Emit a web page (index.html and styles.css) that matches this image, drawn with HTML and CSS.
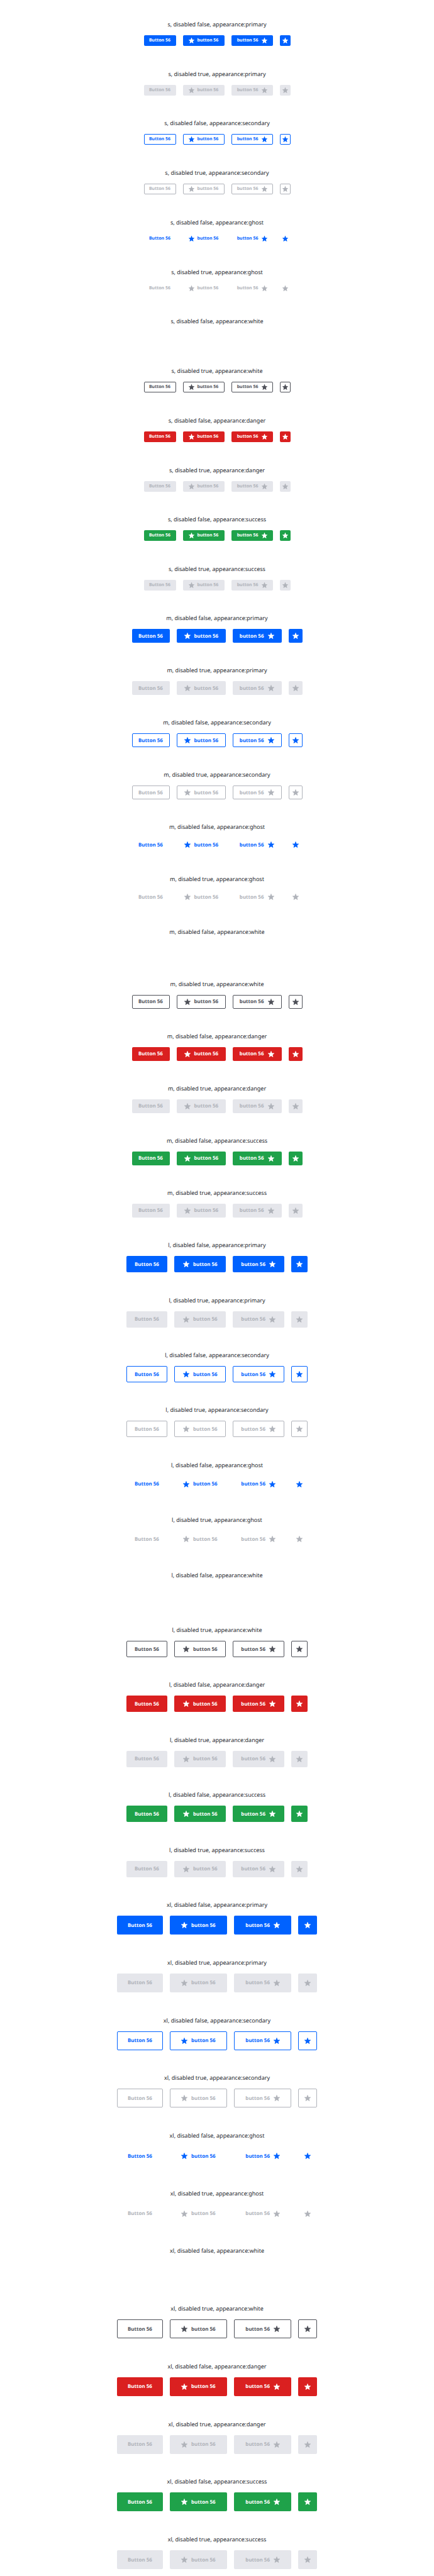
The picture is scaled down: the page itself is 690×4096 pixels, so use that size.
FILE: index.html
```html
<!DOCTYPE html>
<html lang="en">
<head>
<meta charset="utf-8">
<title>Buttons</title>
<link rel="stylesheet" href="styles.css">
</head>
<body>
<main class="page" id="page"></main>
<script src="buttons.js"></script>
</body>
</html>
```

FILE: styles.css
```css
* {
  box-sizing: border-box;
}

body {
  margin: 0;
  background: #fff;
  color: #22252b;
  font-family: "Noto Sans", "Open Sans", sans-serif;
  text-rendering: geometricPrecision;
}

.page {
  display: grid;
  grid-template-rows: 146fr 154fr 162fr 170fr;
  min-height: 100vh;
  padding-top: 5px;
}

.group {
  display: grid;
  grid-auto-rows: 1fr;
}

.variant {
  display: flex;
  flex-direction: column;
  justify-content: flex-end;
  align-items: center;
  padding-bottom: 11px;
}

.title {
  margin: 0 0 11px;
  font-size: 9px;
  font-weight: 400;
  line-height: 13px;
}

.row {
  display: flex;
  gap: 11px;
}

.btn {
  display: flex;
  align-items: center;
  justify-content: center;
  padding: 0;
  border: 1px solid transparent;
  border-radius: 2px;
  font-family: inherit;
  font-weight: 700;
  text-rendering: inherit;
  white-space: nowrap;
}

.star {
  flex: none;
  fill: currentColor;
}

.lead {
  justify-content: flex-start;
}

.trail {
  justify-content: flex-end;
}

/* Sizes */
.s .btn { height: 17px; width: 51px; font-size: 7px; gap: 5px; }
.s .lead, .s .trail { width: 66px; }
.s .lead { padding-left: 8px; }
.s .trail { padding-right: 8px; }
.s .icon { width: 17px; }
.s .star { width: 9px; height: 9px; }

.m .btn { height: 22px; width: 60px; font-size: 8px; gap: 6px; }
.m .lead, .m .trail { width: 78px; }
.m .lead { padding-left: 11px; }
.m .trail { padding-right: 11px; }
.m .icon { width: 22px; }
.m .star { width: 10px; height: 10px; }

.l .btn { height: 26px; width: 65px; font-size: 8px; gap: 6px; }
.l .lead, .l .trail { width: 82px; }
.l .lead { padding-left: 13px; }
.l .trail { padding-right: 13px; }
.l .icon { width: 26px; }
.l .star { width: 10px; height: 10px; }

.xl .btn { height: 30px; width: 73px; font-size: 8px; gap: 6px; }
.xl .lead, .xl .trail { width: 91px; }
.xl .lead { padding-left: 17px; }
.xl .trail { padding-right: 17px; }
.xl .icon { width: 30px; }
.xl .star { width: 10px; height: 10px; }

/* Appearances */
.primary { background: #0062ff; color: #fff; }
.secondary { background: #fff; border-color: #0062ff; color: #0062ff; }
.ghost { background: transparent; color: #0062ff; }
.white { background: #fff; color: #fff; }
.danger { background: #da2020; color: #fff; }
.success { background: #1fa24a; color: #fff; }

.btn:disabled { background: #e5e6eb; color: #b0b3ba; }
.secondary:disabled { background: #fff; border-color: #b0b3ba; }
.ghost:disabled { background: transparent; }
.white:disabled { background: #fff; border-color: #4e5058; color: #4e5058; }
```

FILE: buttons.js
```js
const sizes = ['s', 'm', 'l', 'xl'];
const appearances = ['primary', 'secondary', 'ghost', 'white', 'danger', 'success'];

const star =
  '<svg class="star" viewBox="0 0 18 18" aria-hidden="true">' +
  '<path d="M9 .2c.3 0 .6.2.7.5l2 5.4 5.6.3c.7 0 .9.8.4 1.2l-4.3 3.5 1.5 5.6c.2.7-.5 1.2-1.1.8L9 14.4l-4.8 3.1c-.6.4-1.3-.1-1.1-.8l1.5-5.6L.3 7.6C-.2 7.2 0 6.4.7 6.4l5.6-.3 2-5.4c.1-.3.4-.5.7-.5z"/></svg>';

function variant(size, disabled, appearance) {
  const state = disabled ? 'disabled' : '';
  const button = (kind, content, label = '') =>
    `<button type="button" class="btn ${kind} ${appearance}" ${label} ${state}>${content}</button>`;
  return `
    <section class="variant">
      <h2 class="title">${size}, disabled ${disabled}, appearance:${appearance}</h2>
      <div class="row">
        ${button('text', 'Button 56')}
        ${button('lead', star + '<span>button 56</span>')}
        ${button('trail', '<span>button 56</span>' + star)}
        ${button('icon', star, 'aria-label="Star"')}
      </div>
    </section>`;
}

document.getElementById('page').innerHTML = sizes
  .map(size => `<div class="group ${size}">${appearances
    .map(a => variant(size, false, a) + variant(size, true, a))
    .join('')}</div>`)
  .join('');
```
────────
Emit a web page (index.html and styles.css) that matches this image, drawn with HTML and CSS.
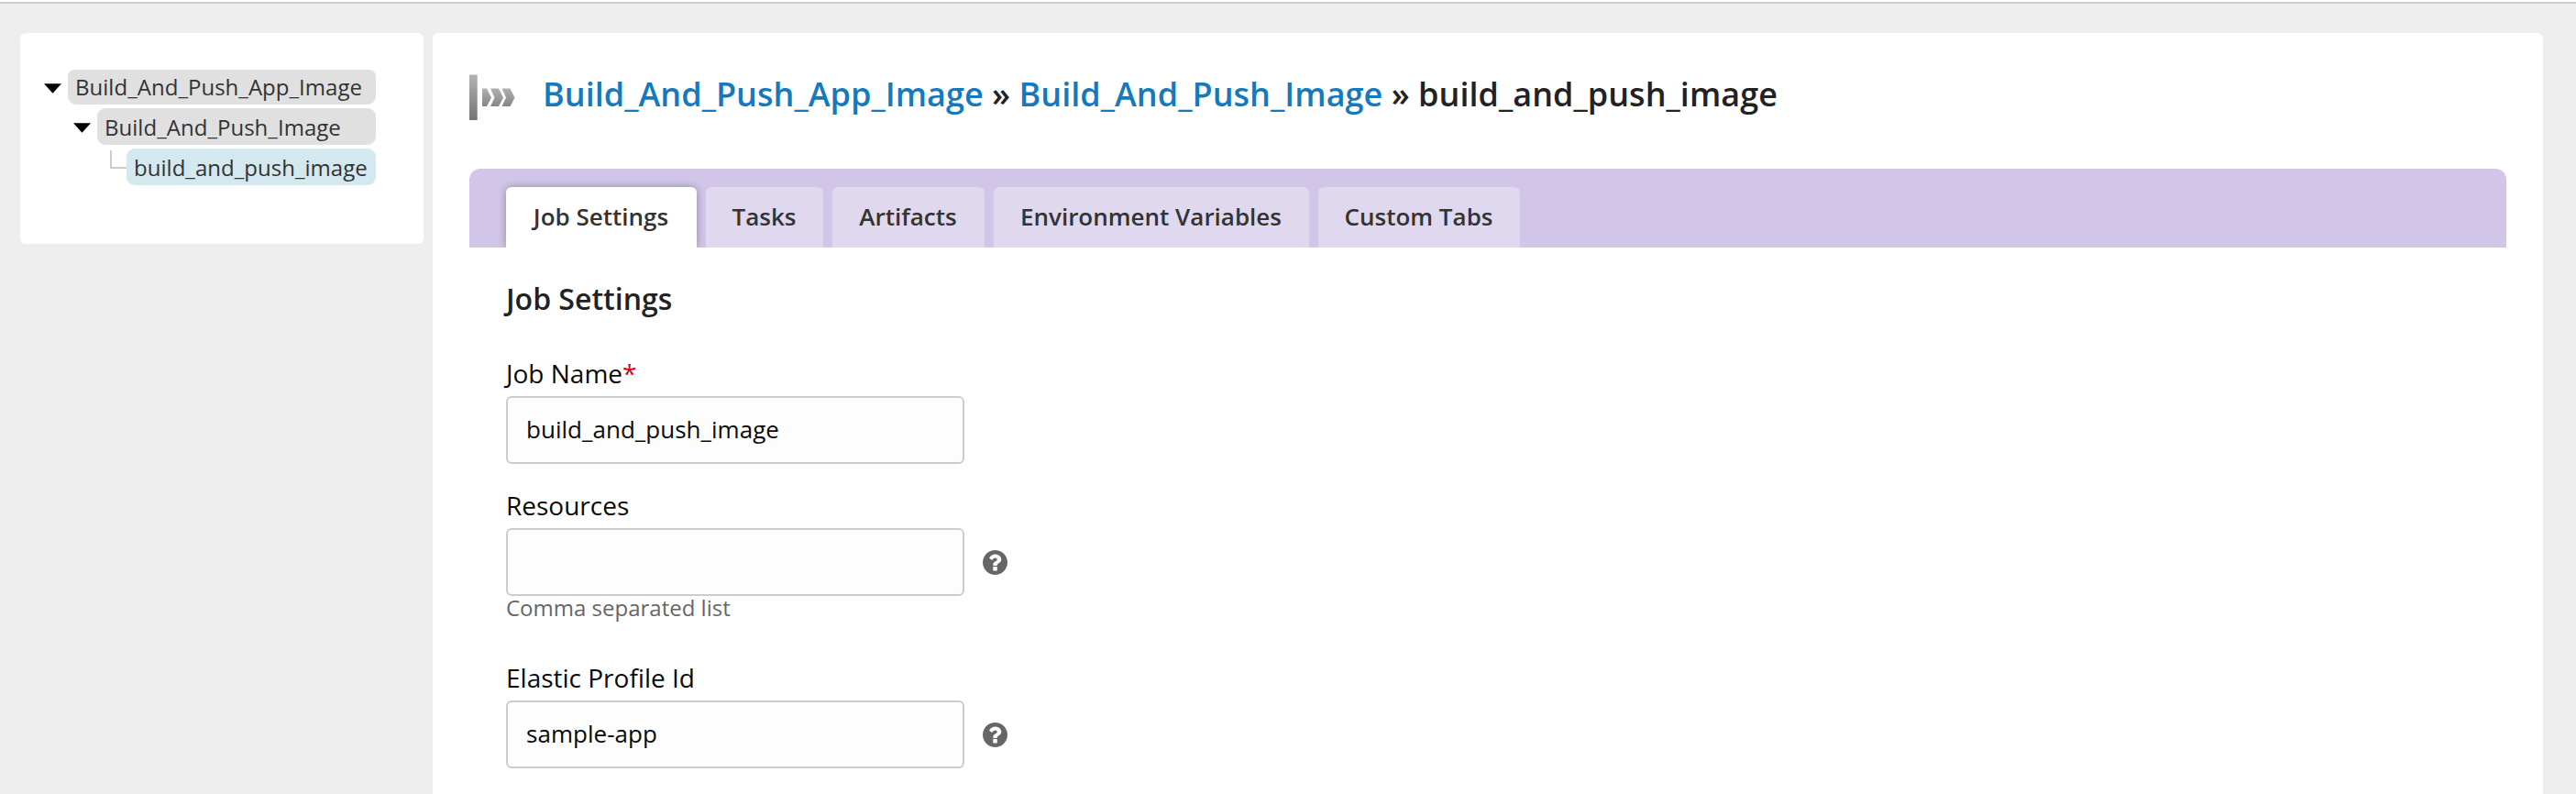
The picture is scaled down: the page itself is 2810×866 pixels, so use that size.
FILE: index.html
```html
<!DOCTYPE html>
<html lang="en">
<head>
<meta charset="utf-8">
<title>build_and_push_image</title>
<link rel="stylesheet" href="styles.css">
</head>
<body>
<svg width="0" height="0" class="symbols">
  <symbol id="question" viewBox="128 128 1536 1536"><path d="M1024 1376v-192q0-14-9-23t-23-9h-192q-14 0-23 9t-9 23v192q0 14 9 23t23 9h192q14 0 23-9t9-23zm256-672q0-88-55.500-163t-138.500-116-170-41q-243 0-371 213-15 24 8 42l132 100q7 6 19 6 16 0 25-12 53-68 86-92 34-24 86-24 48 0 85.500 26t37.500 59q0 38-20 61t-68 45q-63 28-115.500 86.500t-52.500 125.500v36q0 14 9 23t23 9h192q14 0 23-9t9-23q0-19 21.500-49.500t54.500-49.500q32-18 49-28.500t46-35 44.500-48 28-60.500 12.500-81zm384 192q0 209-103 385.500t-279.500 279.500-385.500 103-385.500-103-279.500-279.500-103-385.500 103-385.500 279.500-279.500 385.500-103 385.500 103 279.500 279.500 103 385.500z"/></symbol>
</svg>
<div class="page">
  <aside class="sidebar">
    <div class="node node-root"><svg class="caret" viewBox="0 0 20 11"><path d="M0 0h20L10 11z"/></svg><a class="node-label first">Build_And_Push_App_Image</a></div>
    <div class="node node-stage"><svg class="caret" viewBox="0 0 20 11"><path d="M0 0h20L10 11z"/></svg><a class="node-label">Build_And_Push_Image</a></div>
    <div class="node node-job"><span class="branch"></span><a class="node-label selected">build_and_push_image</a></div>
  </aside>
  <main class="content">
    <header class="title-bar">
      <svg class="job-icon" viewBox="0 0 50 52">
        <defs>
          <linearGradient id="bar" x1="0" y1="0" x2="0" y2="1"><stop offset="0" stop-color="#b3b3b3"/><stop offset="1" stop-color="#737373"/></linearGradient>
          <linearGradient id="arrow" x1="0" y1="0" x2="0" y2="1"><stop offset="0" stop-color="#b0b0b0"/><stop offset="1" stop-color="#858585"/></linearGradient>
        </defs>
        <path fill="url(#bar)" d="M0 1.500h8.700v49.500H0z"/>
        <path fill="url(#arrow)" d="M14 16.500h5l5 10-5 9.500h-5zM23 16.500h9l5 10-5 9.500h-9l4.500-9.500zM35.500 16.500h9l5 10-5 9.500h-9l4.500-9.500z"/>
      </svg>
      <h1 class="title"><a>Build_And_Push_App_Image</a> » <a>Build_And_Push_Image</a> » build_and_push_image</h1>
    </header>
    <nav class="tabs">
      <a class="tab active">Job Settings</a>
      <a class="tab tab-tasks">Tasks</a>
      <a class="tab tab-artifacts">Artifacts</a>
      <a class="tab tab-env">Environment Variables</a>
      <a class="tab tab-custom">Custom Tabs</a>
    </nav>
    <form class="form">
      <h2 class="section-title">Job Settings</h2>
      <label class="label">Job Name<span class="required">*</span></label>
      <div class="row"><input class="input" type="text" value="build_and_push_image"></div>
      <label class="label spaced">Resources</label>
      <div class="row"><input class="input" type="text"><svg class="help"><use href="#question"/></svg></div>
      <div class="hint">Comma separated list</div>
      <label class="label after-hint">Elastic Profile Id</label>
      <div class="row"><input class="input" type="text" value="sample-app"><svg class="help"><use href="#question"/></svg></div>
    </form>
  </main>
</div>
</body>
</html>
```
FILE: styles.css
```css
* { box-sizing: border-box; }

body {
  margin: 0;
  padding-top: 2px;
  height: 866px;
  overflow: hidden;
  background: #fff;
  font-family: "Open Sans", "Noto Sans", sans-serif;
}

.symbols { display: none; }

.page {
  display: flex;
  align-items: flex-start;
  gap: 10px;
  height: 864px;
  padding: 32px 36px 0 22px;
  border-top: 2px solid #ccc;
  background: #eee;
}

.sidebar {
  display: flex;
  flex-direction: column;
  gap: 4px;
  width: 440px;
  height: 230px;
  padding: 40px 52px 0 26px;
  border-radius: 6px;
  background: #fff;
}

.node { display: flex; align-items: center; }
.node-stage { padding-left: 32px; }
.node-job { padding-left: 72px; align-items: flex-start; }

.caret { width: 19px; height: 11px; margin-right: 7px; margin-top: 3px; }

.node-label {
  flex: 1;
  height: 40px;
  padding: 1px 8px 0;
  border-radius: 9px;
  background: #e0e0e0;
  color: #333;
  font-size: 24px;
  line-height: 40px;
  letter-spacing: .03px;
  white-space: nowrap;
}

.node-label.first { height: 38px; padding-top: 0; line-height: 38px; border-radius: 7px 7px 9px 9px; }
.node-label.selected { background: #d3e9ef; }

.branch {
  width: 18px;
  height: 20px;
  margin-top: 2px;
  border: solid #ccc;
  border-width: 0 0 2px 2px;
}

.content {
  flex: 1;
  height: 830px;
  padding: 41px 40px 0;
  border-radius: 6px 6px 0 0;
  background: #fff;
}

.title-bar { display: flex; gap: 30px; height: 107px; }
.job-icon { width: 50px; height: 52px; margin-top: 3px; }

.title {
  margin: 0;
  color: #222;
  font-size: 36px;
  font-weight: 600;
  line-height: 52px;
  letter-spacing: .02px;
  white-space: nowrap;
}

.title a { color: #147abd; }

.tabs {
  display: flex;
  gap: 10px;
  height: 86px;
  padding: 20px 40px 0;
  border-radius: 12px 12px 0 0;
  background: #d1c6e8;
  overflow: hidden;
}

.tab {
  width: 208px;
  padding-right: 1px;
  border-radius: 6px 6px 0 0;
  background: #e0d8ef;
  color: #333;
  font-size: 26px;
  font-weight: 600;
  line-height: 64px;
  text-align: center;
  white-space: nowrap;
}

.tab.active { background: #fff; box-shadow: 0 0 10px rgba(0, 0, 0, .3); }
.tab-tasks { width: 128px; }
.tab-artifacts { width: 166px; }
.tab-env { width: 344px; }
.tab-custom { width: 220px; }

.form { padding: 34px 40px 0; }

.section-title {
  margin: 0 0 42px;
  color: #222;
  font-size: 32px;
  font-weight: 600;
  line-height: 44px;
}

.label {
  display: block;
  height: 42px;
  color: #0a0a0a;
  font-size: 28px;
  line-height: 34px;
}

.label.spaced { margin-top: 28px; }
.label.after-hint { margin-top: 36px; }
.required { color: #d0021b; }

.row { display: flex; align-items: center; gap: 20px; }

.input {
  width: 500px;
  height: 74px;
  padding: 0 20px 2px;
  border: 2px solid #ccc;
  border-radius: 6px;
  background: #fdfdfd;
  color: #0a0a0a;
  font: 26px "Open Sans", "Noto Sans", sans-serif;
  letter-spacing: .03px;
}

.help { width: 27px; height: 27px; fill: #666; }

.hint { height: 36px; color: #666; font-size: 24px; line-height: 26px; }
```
────────
_Exercise description:_ Each line that holds the word "picture" should be extracted from the records.

_Response to this task:_
The picture is scaled down: the page itself is 690×4096 pixels, so use that size.
The picture is scaled down: the page itself is 2810×866 pixels, so use that size.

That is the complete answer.